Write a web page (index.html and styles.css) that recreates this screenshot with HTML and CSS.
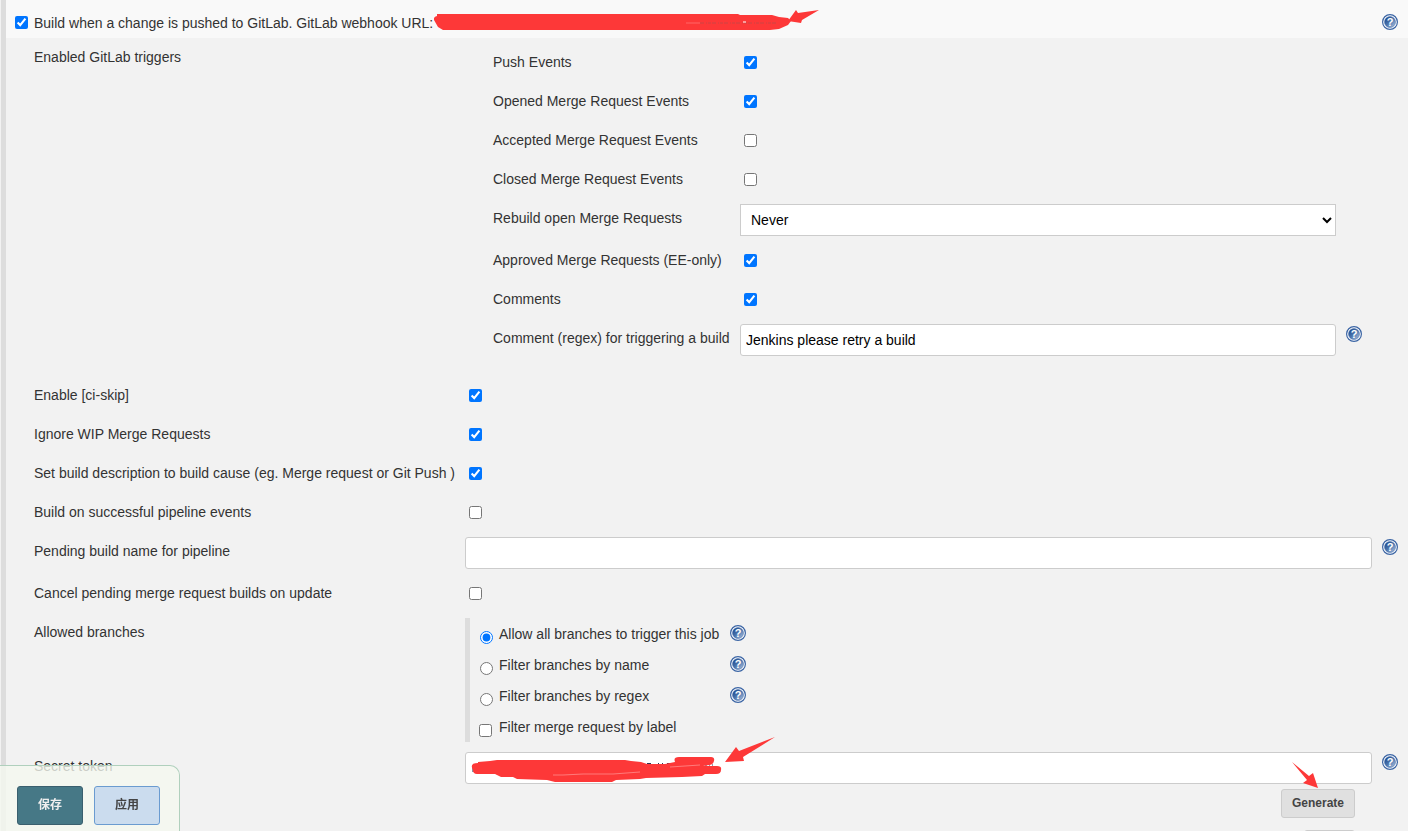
FILE: index.html
```html
<!DOCTYPE html>
<html lang="zh-CN">
<head>
<meta charset="utf-8">
<title>Build Triggers</title>
<link rel="stylesheet" href="styles.css">
</head>
<body>
<svg class="defs" width="0" height="0" aria-hidden="true">
  <defs>
    <linearGradient id="ball" x1="0" y1="0" x2="1" y2="1">
      <stop offset="0.1" stop-color="#1d4a8c"/>
      <stop offset="0.5" stop-color="#4d76ae"/>
      <stop offset="1" stop-color="#b8cae4"/>
    </linearGradient>
    <symbol id="help" viewBox="0 0 16 16">
      <circle cx="8" cy="8" r="7.4" fill="#fff" stroke="#3a64a4" stroke-width="1.2"/>
      <circle cx="8" cy="8" r="5.5" fill="url(#ball)" stroke="#3a64a4" stroke-width="0.5"/>
      <text x="8" y="12" text-anchor="middle" class="help-mark">?</text>
    </symbol>
  </defs>
</svg>
<form class="config">
  <header class="trigger">
    <input type="checkbox" id="gitlab" checked>
    <label for="gitlab">Build when a change is pushed to GitLab. GitLab webhook URL:</label>
    <span class="redacted">
      <svg class="scribble-url" width="390" height="32" viewBox="0 0 390 32" aria-hidden="true">
        <path d="M3 14h301l2 1h32l7 2 9 1 3 3-3 4-9 4-9 1H9l-5-3-4-7q-1-3 3-4z" fill="#fd3838"/>
        <path d="M252 23h14" stroke="#f66" stroke-width="1"/>
        <path d="M266 23h78" stroke="#c44" stroke-width="1" stroke-dasharray="4 2 1 1 3 1"/>
        <path d="M309 22h3" stroke="#fff"/>
        <path d="M354 21l8-11 2 3 21-3-17 10-1 3z" fill="#fd3838"/>
      </svg>
    </span>
    <a class="help" href="#" aria-label="Help"><svg width="16" height="16"><use href="#help"/></svg></a>
  </header>

  <section class="settings">
    <div class="row group" role="group" aria-labelledby="triggers">
      <span class="name" id="triggers">Enabled GitLab triggers</span>
      <div class="events">
        <div class="event"><label for="push">Push Events</label><input type="checkbox" id="push" checked></div>
        <div class="event"><label for="opened">Opened Merge Request Events</label><input type="checkbox" id="opened" checked></div>
        <div class="event"><label for="accepted">Accepted Merge Request Events</label><input type="checkbox" id="accepted"></div>
        <div class="event"><label for="closed">Closed Merge Request Events</label><input type="checkbox" id="closed"></div>
        <div class="event"><label for="rebuild">Rebuild open Merge Requests</label>
          <select id="rebuild" class="field"><option>Never</option></select></div>
        <div class="event"><label for="approved">Approved Merge Requests (EE-only)</label><input type="checkbox" id="approved" checked></div>
        <div class="event"><label for="comments">Comments</label><input type="checkbox" id="comments" checked></div>
        <div class="event"><label for="regex">Comment (regex) for triggering a build</label>
          <input type="text" id="regex" class="field" value="Jenkins please retry a build">
          <a class="help" href="#" aria-label="Help"><svg width="16" height="16"><use href="#help"/></svg></a></div>
      </div>
    </div>

    <div class="row"><label for="ciskip">Enable [ci-skip]</label><input type="checkbox" id="ciskip" checked></div>
    <div class="row"><label for="wip">Ignore WIP Merge Requests</label><input type="checkbox" id="wip" checked></div>
    <div class="row"><label for="cause">Set build description to build cause (eg. Merge request or Git Push )</label><input type="checkbox" id="cause" checked></div>
    <div class="row"><label for="pipeline">Build on successful pipeline events</label><input type="checkbox" id="pipeline"></div>
    <div class="row"><label for="pending">Pending build name for pipeline</label>
      <input type="text" id="pending" class="field">
      <a class="help" href="#" aria-label="Help"><svg width="16" height="16"><use href="#help"/></svg></a></div>
    <div class="row"><label for="cancel">Cancel pending merge request builds on update</label><input type="checkbox" id="cancel"></div>

    <div class="row" role="group" aria-labelledby="allowed"><span class="name" id="allowed">Allowed branches</span>
      <div class="branches">
        <div class="branch"><input type="radio" name="branch" id="all" checked><label for="all">Allow all branches to trigger this job</label>
          <a class="help" href="#" aria-label="Help"><svg width="16" height="16"><use href="#help"/></svg></a></div>
        <div class="branch"><input type="radio" name="branch" id="byname"><label for="byname">Filter branches by name</label>
          <a class="help" href="#" aria-label="Help"><svg width="16" height="16"><use href="#help"/></svg></a></div>
        <div class="branch"><input type="radio" name="branch" id="byregex"><label for="byregex">Filter branches by regex</label>
          <a class="help" href="#" aria-label="Help"><svg width="16" height="16"><use href="#help"/></svg></a></div>
        <div class="branch"><input type="checkbox" id="bylabel"><label for="bylabel">Filter merge request by label</label></div>
      </div>
    </div>

    <div class="row"><label for="token">Secret token</label>
      <div class="token">
        <input type="text" id="token" class="field">
        <svg class="scribble-token" width="310" height="50" viewBox="0 0 310 50" aria-hidden="true">
          <path d="M182 27.500h4m7 0h1m3 0h1m4 0h3m35 1.500h2m2 0h1m2 0h1" stroke="#335" stroke-width="1"/>
          <path d="M8 36v-4" stroke="#224" stroke-width="1"/>
          <path d="M13 26l12-1 7-1h128l6 1 10 1 6 2h18l10-2q-2-5 4-5h32q4 0 3 4-1 4-5 4l-6 1h14q5 0 4 4 0 4-5 4h-11l-3 2-20 1-36 1-6 1-24 1-4 2H90l-8-2-30-1-4-2H36l-6-3H12q-4 0-4-4-4-7 5-7z" fill="#fd3838"/>
          <path d="M88 39h10l20-1h30l27-2M205 31l30-2" fill="none" stroke="#ff8c8c" stroke-width="0.800"/>
          <path d="M260 26l11-15 3 4 36-14-32 20 1 4z" fill="#fd3838"/>
        </svg>
      </div>
      <a class="help" href="#" aria-label="Help"><svg width="16" height="16"><use href="#help"/></svg></a></div>

    <div class="actions">
      <button type="button" class="plain">Generate</button>
      <svg class="pointer" width="28" height="28" viewBox="0 0 28 28" aria-hidden="true"><path d="M1 1l17 14 4-3 5 15-15-5 4-3z" fill="#fd3838"/></svg>
      <button type="button" class="plain" aria-label="Clear"></button>
    </div>
  </section>

  <footer class="savebar">
    <button type="submit" class="save">保存</button>
    <button type="button" class="apply">应用</button>
  </footer>
</form>
</body>
</html>
```
FILE: styles.css
```css
* { box-sizing: border-box; }
body {
  margin: 0;
  height: 100vh;
  overflow: hidden;
  background: #f2f2f2;
  color: #333;
  font: 14px/28px "Liberation Sans", Arial, "Noto Sans CJK SC", sans-serif;
}
.defs { position: absolute; }
.help-mark { font: bold 11px "Liberation Sans", sans-serif; fill: #fff; }
input, select, button { font: inherit; }
input[type=checkbox], input[type=radio] { width: 13px; height: 13px; }

.config {
  margin-left: 1px;
  border-left: 5px solid #ddd;
}
.trigger {
  display: flex;
  align-items: center;
  gap: 6px;
  height: 38px;
  padding: 6px 10px 0 9px;
  background: #f9f9f9;
}
.trigger input { margin: 0; }
.trigger label { padding-top: 2px; }
.trigger .help { margin: 0 0 0 auto; }
.redacted { position: relative; align-self: stretch; }
.scribble-url { position: absolute; top: -6px; left: -5px; }

.settings { padding: 5px 10px 0 28px; }
.row, .event {
  display: grid;
  align-items: start;
  margin-bottom: 10px;
}
.row { grid-template-columns: 431px 1fr 26px; min-height: 29px; }
.group { margin-bottom: 15px; }
.events { padding: 5px 10px 0 28px; }
.event { grid-template-columns: 247px 1fr 26px; min-height: 29px; }
.row label, .row .name { white-space: nowrap; }
.row input[type=checkbox] { margin: 8px 4px; }
.event:last-child { margin-bottom: 0; padding-bottom: 10px; }

.field {
  width: 100%;
  height: 32px;
  padding: 0 5px;
  border: 1px solid #ccc;
  border-radius: 3px;
  background: #fff;
  color: #000;
}
select.field { padding: 0 6px; border-radius: 0; }

.help { display: block; height: 16px; margin: 2px 0 0 10px; }
.help svg { display: block; }

.branches {
  padding-left: 10px;
  border-left: 5px solid #ddd;
}
.branch {
  display: grid;
  grid-template-columns: 19px 221px 26px;
  align-items: start;
  height: 31px;
}
.branch label { padding-top: 2px; }
.branch .help { margin-top: 7px; }
.branch input[type=radio] { margin: 13px 0 0; }
.branch input[type=checkbox] { margin: 13px 0 0 -1px; }
.branch input[type=radio] { justify-self: start; }

.token { position: relative; }
.scribble-token { position: absolute; top: -16px; left: 0; pointer-events: none; }

.actions {
  position: relative;
  display: flex;
  flex-direction: column;
  align-items: flex-end;
  gap: 12px;
  margin-top: -5px;
  padding-right: 43px;
}
.pointer { position: absolute; top: -28px; right: 79px; }
.plain {
  min-width: 51px;
  height: 29px;
  padding: 0 10px 2px;
  border: 1px solid #ccc;
  border-radius: 3px;
  background: #e0e0e0;
  color: #444;
  font-size: 12px;
  line-height: 24px;
  font-weight: bold;
}

.savebar {
  position: fixed;
  left: 0;
  bottom: 0;
  display: flex;
  gap: 11px;
  padding: 20px 19px 6px 17px;
  border: 1px solid #b0d0bd;
  border-width: 1px 1px 0 0;
  border-radius: 0 10px 0 0;
  background: rgba(245, 249, 240, 0.78);
}
.savebar button {
  width: 66px;
  height: 39px;
  padding: 0 0 2px;
  border: 1px solid #3a5f6e;
  border-radius: 3px;
  font-size: 12px;
  font-weight: bold;
}
.savebar .save { background: #467886; color: #eee; }
.savebar .apply { border-color: #6a9bd0; background: #cbdcee; color: #444; }
```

» **Exercise goal**:
The lines to collect are those holding the string "index"; copy them all.

» **The response**:
Write a web page (index.html and styles.css) that recreates this screenshot with HTML and CSS.
FILE: index.html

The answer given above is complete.